Prompt -
Count the lines below that include the word "React" and write that number alone.

Information shown -
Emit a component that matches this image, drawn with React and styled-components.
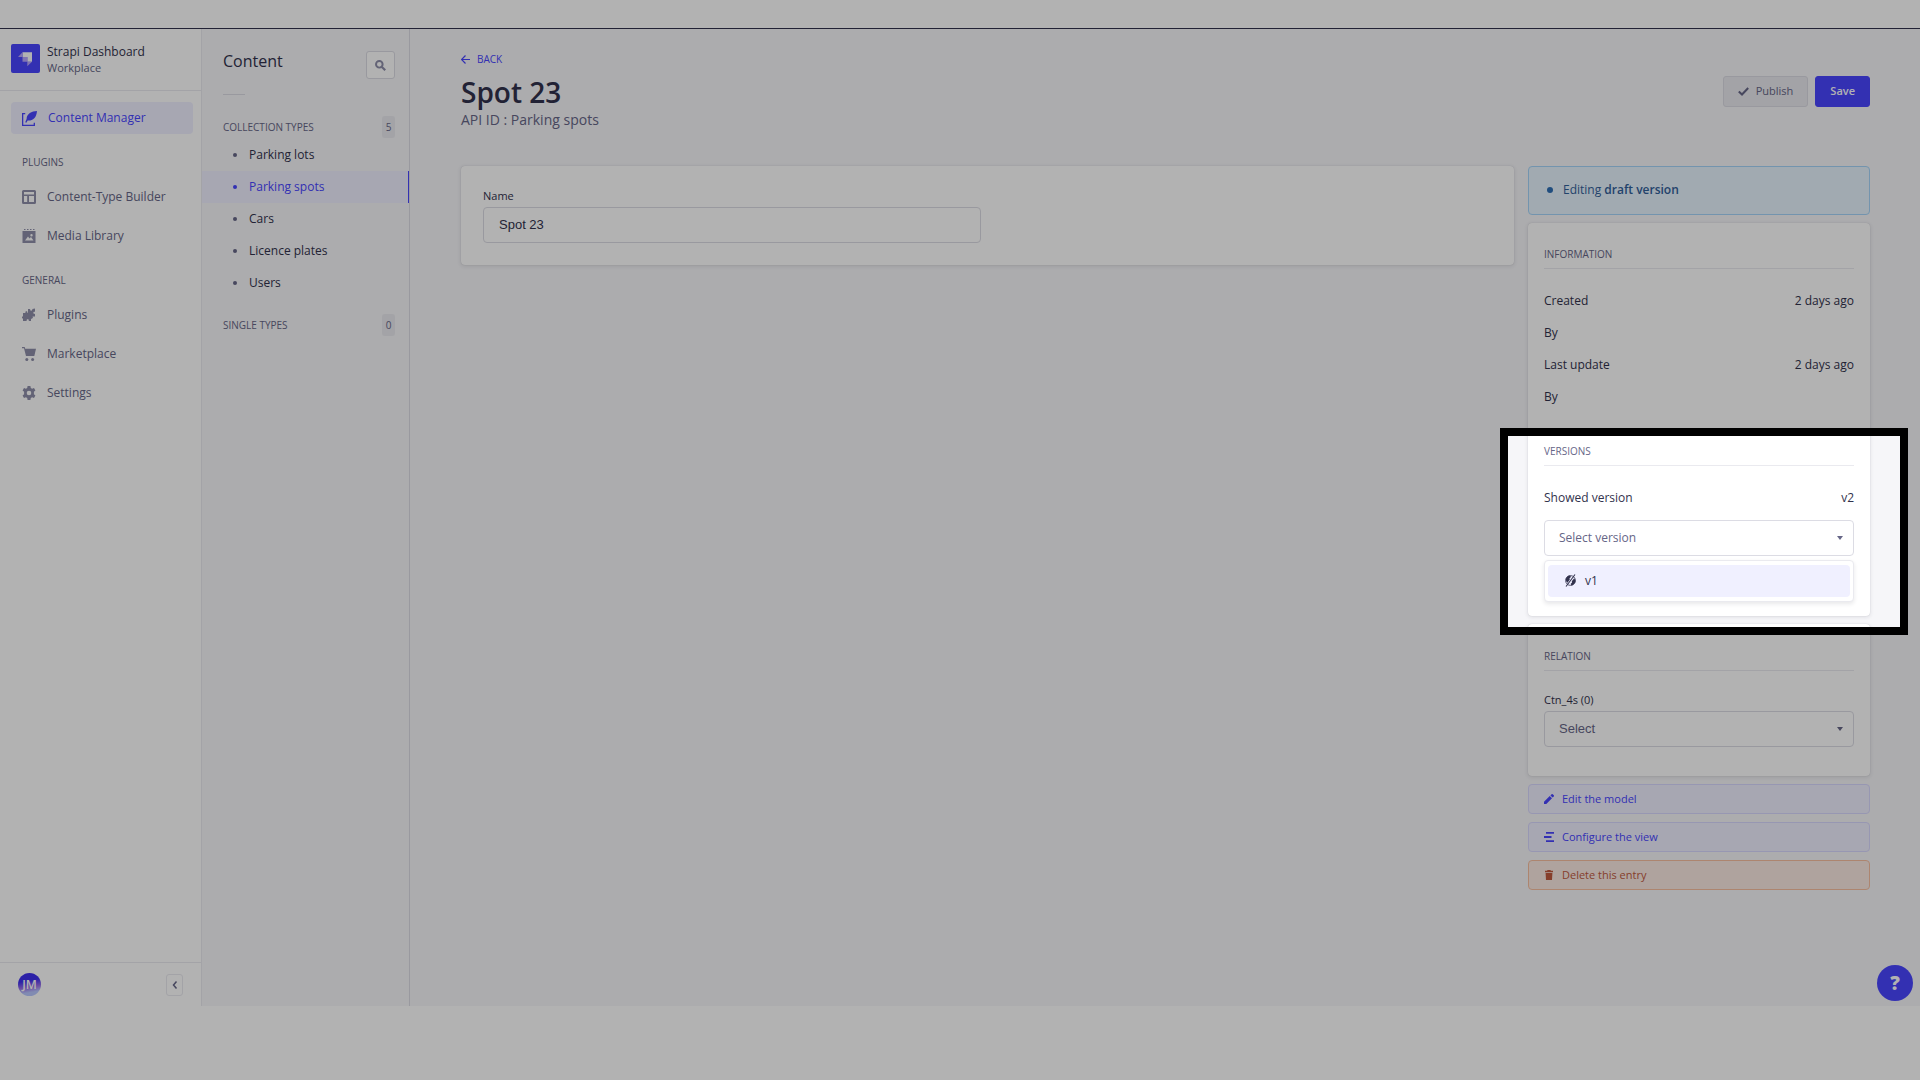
import React from 'react';
import styled, { createGlobalStyle, css } from 'styled-components';

const colors = {
  primary100: '#f0f0ff',
  primary200: '#d9d8ff',
  primary600: '#4945ff',
  danger100: '#fbeae3',
  danger200: '#f8bfa0',
  danger600: '#c05a3e',
  neutral0: '#ffffff',
  neutral100: '#f6f6f9',
  neutral150: '#eaeaef',
  neutral200: '#dcdce4',
  neutral500: '#8e8ea9',
  neutral600: '#666687',
  neutral800: '#32324d',
};

const GlobalStyle = createGlobalStyle`
  * {
    box-sizing: border-box;
  }

  body {
    margin: 0;
    background: ${colors.neutral0};
    color: ${colors.neutral800};
    font-family: "Open Sans", "Noto Sans", sans-serif;
    font-size: 12px;
    line-height: 16px;
  }

  button, input, select {
    font: inherit;
    color: inherit;
    margin: 0;
  }

  a {
    color: inherit;
    text-decoration: none;
  }

  ul {
    list-style: none;
    margin: 0;
    padding: 0;
  }

  svg {
    display: block;
    flex: none;
  }
`;

const Page = styled.div`
  position: relative;
  display: flex;
  flex-direction: column;
  min-height: 100vh;
  padding: 28px 0 74px;
  overflow: hidden;
`;

const Shell = styled.div`
  display: flex;
  flex: 1;
  border-top: 1px solid ${colors.neutral800};
  background: ${colors.neutral100};
`;

/* main navigation */

const MainNav = styled.nav`
  display: flex;
  flex-direction: column;
  flex: 0 0 202px;
  background: ${colors.neutral0};
  border-right: 1px solid ${colors.neutral150};
`;

const Brand = styled.div`
  display: flex;
  align-items: center;
  gap: 7px;
  height: 62px;
  padding: 0 11px 3px;
  border-bottom: 1px solid ${colors.neutral150};
`;

const BrandText = styled.div`
  padding-top: 3px;
`;

const BrandName = styled.div`
  font-weight: 500;
`;

const BrandPlace = styled.div`
  color: ${colors.neutral600};
  font-size: 11px;
  line-height: 15px;
`;

const NavBody = styled.div`
  flex: 1;
  padding: 11px 8px 0 11px;
`;

const NavLabel = styled.h2`
  margin: 0;
  padding: 11px 11px 9px;
  color: ${colors.neutral600};
  font-size: 10px;
  font-weight: 500;
  line-height: 20px;
  text-transform: uppercase;
`;

const NavLink = styled.a`
  display: flex;
  align-items: center;
  gap: 11px;
  height: 32px;
  margin-bottom: 7px;
  padding: 0 11px;
  border-radius: 4px;
  color: ${colors.neutral600};

  svg {
    color: ${colors.neutral500};
  }

  ${(props) => props.$active && css`
    background: ${colors.primary100};
    color: ${colors.primary600};
    font-weight: 500;

    svg {
      color: ${colors.primary600};
    }
  `}
`;

const NavFooter = styled.div`
  display: flex;
  align-items: center;
  justify-content: space-between;
  height: 44px;
  padding: 0 18px;
  border-top: 1px solid ${colors.neutral150};
`;

const Avatar = styled.span`
  display: flex;
  align-items: center;
  justify-content: center;
  width: 23px;
  height: 23px;
  border-radius: 50%;
  background: linear-gradient(170deg, #4030f0 35%, #9a70e8 60%, #b9c8ff 80%);
  color: ${colors.neutral0};
  font-size: 12px;
  font-weight: 600;
`;

const CollapseButton = styled.button`
  display: flex;
  align-items: center;
  justify-content: center;
  width: 17px;
  height: 22px;
  padding: 0;
  border: 1px solid ${colors.neutral150};
  border-radius: 3px;
  background: ${colors.neutral0};
  color: ${colors.neutral600};
`;

/* content sub navigation */

const SubNav = styled.nav`
  flex: 0 0 208px;
  border-right: 1px solid ${colors.neutral200};
`;

const SubNavHeader = styled.div`
  display: flex;
  align-items: flex-start;
  justify-content: space-between;
  margin: 0 14px 0 21px;
  padding-top: 22px;
`;

const SubNavTitle = styled.h2`
  margin: 0;
  font-size: 16px;
  font-weight: 500;
  line-height: 20px;
`;

const SearchButton = styled.button`
  display: flex;
  align-items: center;
  justify-content: center;
  width: 29px;
  height: 28px;
  padding: 0;
  border: 1px solid ${colors.neutral200};
  border-radius: 3px;
  background: ${colors.neutral0};
  color: ${colors.neutral500};
`;

const Divider = styled.hr`
  width: 22px;
  height: 1px;
  margin: 15px 0 21px 21px;
  border: 0;
  background: ${colors.neutral200};
`;

const GroupHeader = styled.div`
  display: flex;
  align-items: center;
  justify-content: space-between;
  height: 22px;
  margin: 0 14px 0 21px;
  color: ${colors.neutral600};
  font-size: 10px;
  font-weight: 500;
  text-transform: uppercase;
`;

const Badge = styled.span`
  width: 13px;
  border-radius: 3px;
  background: ${colors.neutral150};
  line-height: 22px;
  text-align: center;
`;

const TypeList = styled.ul`
  padding: 1px 0 15px;
`;

const TypeLink = styled.a`
  display: flex;
  align-items: center;
  gap: 12px;
  height: 32px;
  padding-left: 31px;

  &::before {
    content: '';
    width: 4px;
    height: 4px;
    border-radius: 50%;
    background: ${colors.neutral600};
  }

  ${(props) => props.$active && css`
    border-right: 1px solid ${colors.primary600};
    background: ${colors.primary100};
    color: ${colors.primary600};
    font-weight: 500;

    &::before {
      background: ${colors.primary600};
    }
  `}
`;

/* edit view */

const Main = styled.main`
  flex: 1;
  min-width: 0;
  padding: 22px 50px 0 51px;
`;

const BackLink = styled.a`
  display: inline-flex;
  align-items: center;
  gap: 7px;
  color: ${colors.primary600};
  font-size: 10px;
  font-weight: 500;
  text-transform: uppercase;
`;

const TitleRow = styled.header`
  display: flex;
  align-items: flex-start;
  justify-content: space-between;
  height: 98px;
`;

const Title = styled.h1`
  margin: 6px 0 0;
  font-size: 28px;
  font-weight: 600;
  line-height: 36px;
`;

const Subtitle = styled.p`
  margin: 0;
  color: ${colors.neutral600};
  font-size: 14px;
  line-height: 20px;
`;

const Actions = styled.div`
  display: flex;
  gap: 7px;
  padding-top: 8px;
`;

const ActionButton = styled.button`
  display: flex;
  align-items: center;
  gap: 7px;
  height: 31px;
  padding: 0 14px;
  border: 1px solid ${colors.neutral200};
  border-radius: 3px;
  background: ${colors.neutral150};
  color: ${colors.neutral600};
  font-size: 11px;
  font-weight: 500;

  ${(props) => props.$primary && css`
    border-color: ${colors.primary600};
    background: ${colors.primary600};
    color: ${colors.neutral0};
    font-weight: 600;
  `}
`;

const Columns = styled.div`
  display: grid;
  grid-template-columns: minmax(0, 1fr) 342px;
  align-items: start;
  gap: 14px;
`;

const Card = styled.section`
  border-radius: 4px;
  background: ${colors.neutral0};
  box-shadow: 0 1px 4px rgba(33, 33, 52, 0.12), 0 0 1px rgba(33, 33, 52, 0.2);
`;

const FormCard = styled(Card)`
  padding: 22px;
`;

const Field = styled.div`
  display: flex;
  flex-direction: column;
  gap: 3px;
`;

const HalfField = styled(Field)`
  width: calc(50% - 7px);
`;

const Label = styled.label`
  font-size: 11px;
  font-weight: 500;
`;

const controlStyle = css`
  width: 100%;
  height: 36px;
  padding: 0 15px;
  border: 1px solid ${colors.neutral200};
  border-radius: 4px;
  background: ${colors.neutral0};
`;

const TextInput = styled.input`
  ${controlStyle}
  font-family: "Liberation Sans", Arial, sans-serif;
  font-size: 13px;
`;

const Side = styled.aside`
  display: flex;
  flex-direction: column;
  gap: 8px;
`;

const DraftNotice = styled.div`
  display: flex;
  align-items: center;
  gap: 10px;
  height: 49px;
  padding: 0 18px;
  border: 1px solid #a5d5f9;
  border-radius: 4px;
  background: #e7f4fe;
  color: #32609a;

  b {
    font-weight: 600;
  }

  &::before {
    content: '';
    width: 6px;
    height: 6px;
    border-radius: 50%;
    background: #2f6fb5;
  }
`;

const SideCard = styled(Card)`
  padding: 24px 16px 29px;
`;

const VersionCard = styled(SideCard)`
  padding-top: 23px;
  padding-bottom: 60px;
`;

const SectionTitle = styled.h3`
  margin: 0;
  padding-bottom: 6px;
  border-bottom: 1px solid ${colors.neutral150};
  color: ${colors.neutral600};
  font-size: 10px;
  font-weight: 500;
  text-transform: uppercase;
`;

const Facts = styled.dl`
  display: flex;
  flex-direction: column;
  gap: 16px;
  margin: 0;
  padding: 24px 0 14px;
`;

const InfoFacts = styled(Facts)`
  padding-bottom: 38px;
`;

const Fact = styled.div`
  display: flex;
  justify-content: space-between;

  dt {
    font-weight: 500;
  }

  dd {
    margin: 0;
  }
`;

const SelectBox = styled.div`
  position: relative;
`;

const Select = styled.select`
  ${controlStyle}
  padding: 0 14px;
  appearance: none;
  color: ${colors.neutral600};
  font-family: ${(props) => (props.$plain ? '"Liberation Sans", Arial, sans-serif' : 'inherit')};
  font-size: ${(props) => (props.$plain ? '13px' : '12px')};
`;

const Caret = styled.svg`
  position: absolute;
  top: 16px;
  right: 11px;
  pointer-events: none;
`;

const Options = styled.ul`
  position: absolute;
  top: 40px;
  left: 0;
  right: 0;
  padding: 4px 3px;
  border: 1px solid ${colors.neutral150};
  border-radius: 4px;
  background: ${colors.neutral0};
  box-shadow: 0 2px 4px rgba(33, 33, 52, 0.1);
`;

const Option = styled.button`
  display: flex;
  align-items: center;
  gap: 8px;
  width: 100%;
  height: 32px;
  padding: 0 16px;
  border: 0;
  border-radius: 4px;
  background: ${colors.primary100};
`;

const RelationField = styled(Field)`
  padding-top: 21px;
`;

const SideAction = styled.a`
  display: flex;
  align-items: center;
  gap: 8px;
  height: 30px;
  padding: 0 15px;
  border: 1px solid ${(props) => (props.$danger ? colors.danger200 : colors.primary200)};
  border-radius: 4px;
  background: ${(props) => (props.$danger ? colors.danger100 : colors.primary100)};
  color: ${(props) => (props.$danger ? colors.danger600 : colors.primary600)};
  font-size: 11px;
  font-weight: 500;
`;

/* things floating over the page */

const HelpButton = styled.button`
  position: absolute;
  right: 7px;
  bottom: 79px;
  width: 36px;
  height: 36px;
  padding: 0;
  border: 0;
  border-radius: 50%;
  background: ${colors.primary600};
  color: ${colors.neutral0};
  font-size: 19px;
  font-weight: 800;
`;

const Spotlight = styled.div`
  position: absolute;
  top: 428px;
  right: 12px;
  width: 408px;
  height: 207px;
  border: 8px solid #000;
  box-shadow: 0 0 0 200vmax rgba(0, 0, 0, 0.3);
  pointer-events: none;
`;

function Icon({ size = 14, box = 14, children }) {
  return (
    <svg width={size} height={size} viewBox={`0 0 ${box} ${box}`} fill="currentColor" aria-hidden="true">
      {children}
    </svg>
  );
}

const icons = {
  write: (
    <Icon size={15}>
      <path d="M3 2.500H.6v10.900h10.900V11" fill="none" stroke="currentColor" strokeWidth="1.200" />
      <path d="M14 0C9 .3 4.400 2.300 4.300 7.500L3 10.600l1 .4 1.300-2.100C10 9.300 13.500 6.500 14 0z" />
    </Icon>
  ),
  layout: (
    <Icon>
      <path fillRule="evenodd" d="M1.500 0h11A1.500 1.500 0 0 1 14 1.500v11a1.500 1.500 0 0 1-1.500 1.500h-11A1.500 1.500 0 0 1 0 12.500v-11A1.500 1.500 0 0 1 1.500 0zM2 2v2.500h10V2zm0 4V12h3.200V6zm5 0V12H12V6z" />
    </Icon>
  ),
  media: (
    <Icon>
      <path d="M2 0h1.500v1H2zM5 0h1.500v1H5zM8 0h1.500v1H8zM11 0h1.500v1H11z" />
      <path fillRule="evenodd" d="M.5 2h13v12H.5zm2.500 9.500h8.500L9 8 7.500 9.500 6 7.500zM9.500 5A1.200 1.200 0 1 0 9.500 7.400 1.200 1.200 0 0 0 9.500 5z" />
    </Icon>
  ),
  puzzle: (
    <Icon>
      <path d="M6 1h2.200c-.3.8.1 1.700 1 1.700S10.600 1.700 10.300 1l2.700-.4v3.200c-.8-.4-1.700.1-1.700 1s.9 1.400 1.700 1V8.500h-2.600c.5 1 0 1.900-.9 1.900s-1.400-.9-1-1.900H6z" />
      <path d="M1 5h2.500c-.4-1 .1-1.800.9-1.800S5.700 4 5.400 5H9v3.500c.8-.4 1.700 0 1.700 1s-.9 1.400-1.700 1V13H6.700c.4-1-.1-1.800-1-1.800s-1.300.8-1 1.800H1v-2.700c-.9.300-1.200-.2-1.200-.9S.2 8.300 1 8.600z" />
    </Icon>
  ),
  cart: (
    <Icon>
      <path d="M0 0h2.700l.5 1.700H14L12.300 9H4L2 1.200H0z" />
      <circle cx="4.800" cy="12.500" r="1.500" />
      <circle cx="10.600" cy="12.500" r="1.500" />
    </Icon>
  ),
  cog: (
    <Icon>
      <path fillRule="evenodd" d="M5.600 0h2.800l.4 2 1.300.8 1.900-.7 1.400 2.400-1.500 1.300v2.400l1.500 1.300-1.400 2.400-1.900-.7-1.300.8-.4 2H5.600l-.4-2-1.300-.8-1.900.7L.6 9.500l1.500-1.300V5.800L.6 4.500 2 2.100l1.900.7L5.200 2zM7 4.700a2.300 2.300 0 1 0 0 4.600 2.300 2.300 0 0 0 0-4.600z" />
    </Icon>
  ),
  search: (
    <Icon size={11}>
      <circle cx="5.500" cy="5.500" r="4.200" fill="none" stroke="currentColor" strokeWidth="2.500" />
      <path d="m8.500 8.500 4.500 4.500" stroke="currentColor" strokeWidth="2.800" />
    </Icon>
  ),
  back: (
    <Icon size={9} box={9}>
      <path d="M9 4.500H1M4.500.5l-4 4 4 4" fill="none" stroke="currentColor" strokeWidth="1.200" />
    </Icon>
  ),
  chevron: (
    <Icon size={8} box={8}>
      <path d="M5.500.5 2.500 4l3 3.500" fill="none" stroke="currentColor" strokeWidth="1.500" />
    </Icon>
  ),
  check: (
    <Icon size={11} box={11}>
      <path d="m.8 5.500 3.200 3L10.200 2" fill="none" stroke="currentColor" strokeWidth="2" />
    </Icon>
  ),
  pencil: (
    <Icon size={10} box={10}>
      <path d="M0 10V7.700l5.700-5.600L8 4.300 2.300 10zM6.400 1.400 7.600.2a.8.8 0 0 1 1.100 0l1.100 1.100a.8.8 0 0 1 0 1.100L8.700 3.600z" />
    </Icon>
  ),
  layer: (
    <Icon size={10} box={10}>
      <path d="M2 0h8v1.800H2zM0 4.100h7.500v1.800H0zM2 8.200h8V10H2z" />
    </Icon>
  ),
  trash: (
    <Icon size={10} box={10}>
      <path d="M3.300 0h3.400v.8H9v1.400H1V.8h2.300zM1.600 3h6.800L8 10H2z" />
    </Icon>
  ),
  unpublished: (
    <Icon size={13} box={13}>
      <circle cx="6.500" cy="6.500" r="4.900" fill="none" stroke="currentColor" strokeWidth=".8" />
      <path d="M1.800 5C2.300 3 4 1.700 6.200 1.500L7 3 5.500 4.200l.3 1.300-2.300 3.300L2.200 7.300zM11.500 6.500c0 2.300-1.500 4.300-4 4.900L6.600 9.900 8 8.500l-.2-1.300 2.400-2.900z" />
      <path d="M2 12.500 11 .5" stroke="currentColor" strokeWidth="1.100" />
    </Icon>
  ),
};

function Logo() {
  return (
    <svg width="29" height="29" viewBox="0 0 29 29" aria-hidden="true">
      <rect width="29" height="29" rx="2" fill="#4945ff" />
      <path d="M11.500 8.200H21v9.500h-4.700V13h-4.800z" fill="#fff" />
      <path d="M11.500 8.200V13H7zM11.500 13h4.800v4.700h-4.800zM16.300 17.700H21l-4.700 4.500z" fill="#b9a6ff" />
    </svg>
  );
}

const pluginLinks = [
  { icon: 'layout', label: 'Content-Type Builder' },
  { icon: 'media', label: 'Media Library' },
];

const generalLinks = [
  { icon: 'puzzle', label: 'Plugins' },
  { icon: 'cart', label: 'Marketplace' },
  { icon: 'cog', label: 'Settings' },
];

const collectionTypes = ['Parking lots', 'Parking spots', 'Cars', 'Licence plates', 'Users'];

function NavItems({ links }) {
  return links.map((link) => (
    <NavLink key={link.label} href="#">
      {icons[link.icon]}
      {link.label}
    </NavLink>
  ));
}

function DropDown({ id, placeholder, plain, label, children }) {
  return (
    <SelectBox>
      <Select id={id} $plain={plain} aria-label={label}>
        <option>{placeholder}</option>
      </Select>
      <Caret width="6" height="4" viewBox="0 0 6 4" fill={colors.neutral600} aria-hidden="true">
        <path d="M0 0h6L3 4z" />
      </Caret>
      {children}
    </SelectBox>
  );
}

function Navigation() {
  return (
    <MainNav aria-label="Main">
      <Brand>
        <Logo />
        <BrandText>
          <BrandName>Strapi Dashboard</BrandName>
          <BrandPlace>Workplace</BrandPlace>
        </BrandText>
      </Brand>
      <NavBody>
        <NavLink href="#" $active>
          {icons.write}
          Content Manager
        </NavLink>
        <NavLabel>Plugins</NavLabel>
        <NavItems links={pluginLinks} />
        <NavLabel>General</NavLabel>
        <NavItems links={generalLinks} />
      </NavBody>
      <NavFooter>
        <Avatar>JM</Avatar>
        <CollapseButton aria-label="Collapse the navbar">{icons.chevron}</CollapseButton>
      </NavFooter>
    </MainNav>
  );
}

function ContentNav() {
  return (
    <SubNav aria-label="Content">
      <SubNavHeader>
        <SubNavTitle>Content</SubNavTitle>
        <SearchButton aria-label="Search">{icons.search}</SearchButton>
      </SubNavHeader>
      <Divider />
      <GroupHeader>
        Collection types
        <Badge>5</Badge>
      </GroupHeader>
      <TypeList>
        {collectionTypes.map((type) => (
          <li key={type}>
            <TypeLink href="#" $active={type === 'Parking spots'}>{type}</TypeLink>
          </li>
        ))}
      </TypeList>
      <GroupHeader>
        Single types
        <Badge>0</Badge>
      </GroupHeader>
    </SubNav>
  );
}

function EditView() {
  return (
    <Main>
      <BackLink href="#">
        {icons.back}
        Back
      </BackLink>
      <TitleRow>
        <div>
          <Title>Spot 23</Title>
          <Subtitle>API ID : Parking spots</Subtitle>
        </div>
        <Actions>
          <ActionButton>
            {icons.check}
            Publish
          </ActionButton>
          <ActionButton $primary>Save</ActionButton>
        </Actions>
      </TitleRow>
      <Columns>
        <FormCard>
          <HalfField>
            <Label htmlFor="name">Name</Label>
            <TextInput id="name" defaultValue="Spot 23" />
          </HalfField>
        </FormCard>
        <Side>
          <DraftNotice>
            <span>Editing <b>draft version</b></span>
          </DraftNotice>
          <VersionCard>
            <SectionTitle>Information</SectionTitle>
            <InfoFacts>
              <Fact><dt>Created</dt><dd>2 days ago</dd></Fact>
              <Fact><dt>By</dt></Fact>
              <Fact><dt>Last update</dt><dd>2 days ago</dd></Fact>
              <Fact><dt>By</dt></Fact>
            </InfoFacts>
            <SectionTitle>Versions</SectionTitle>
            <Facts>
              <Fact><dt>Showed version</dt><dd>v2</dd></Fact>
            </Facts>
            <DropDown placeholder="Select version" label="Version">
              <Options>
                <li>
                  <Option>
                    {icons.unpublished}
                    v1
                  </Option>
                </li>
              </Options>
            </DropDown>
          </VersionCard>
          <SideCard>
            <SectionTitle>Relation</SectionTitle>
            <RelationField>
              <Label htmlFor="relation">Ctn_4s (0)</Label>
              <DropDown id="relation" placeholder="Select" plain />
            </RelationField>
          </SideCard>
          <SideAction href="#">
            {icons.pencil}
            Edit the model
          </SideAction>
          <SideAction href="#">
            {icons.layer}
            Configure the view
          </SideAction>
          <SideAction href="#" $danger>
            {icons.trash}
            Delete this entry
          </SideAction>
        </Side>
      </Columns>
    </Main>
  );
}

function App() {
  return (
    <Page>
      <GlobalStyle />
      <Shell>
        <Navigation />
        <ContentNav />
        <EditView />
      </Shell>
      <HelpButton aria-label="Help">?</HelpButton>
      <Spotlight />
    </Page>
  );
}

export default App;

Task response -
2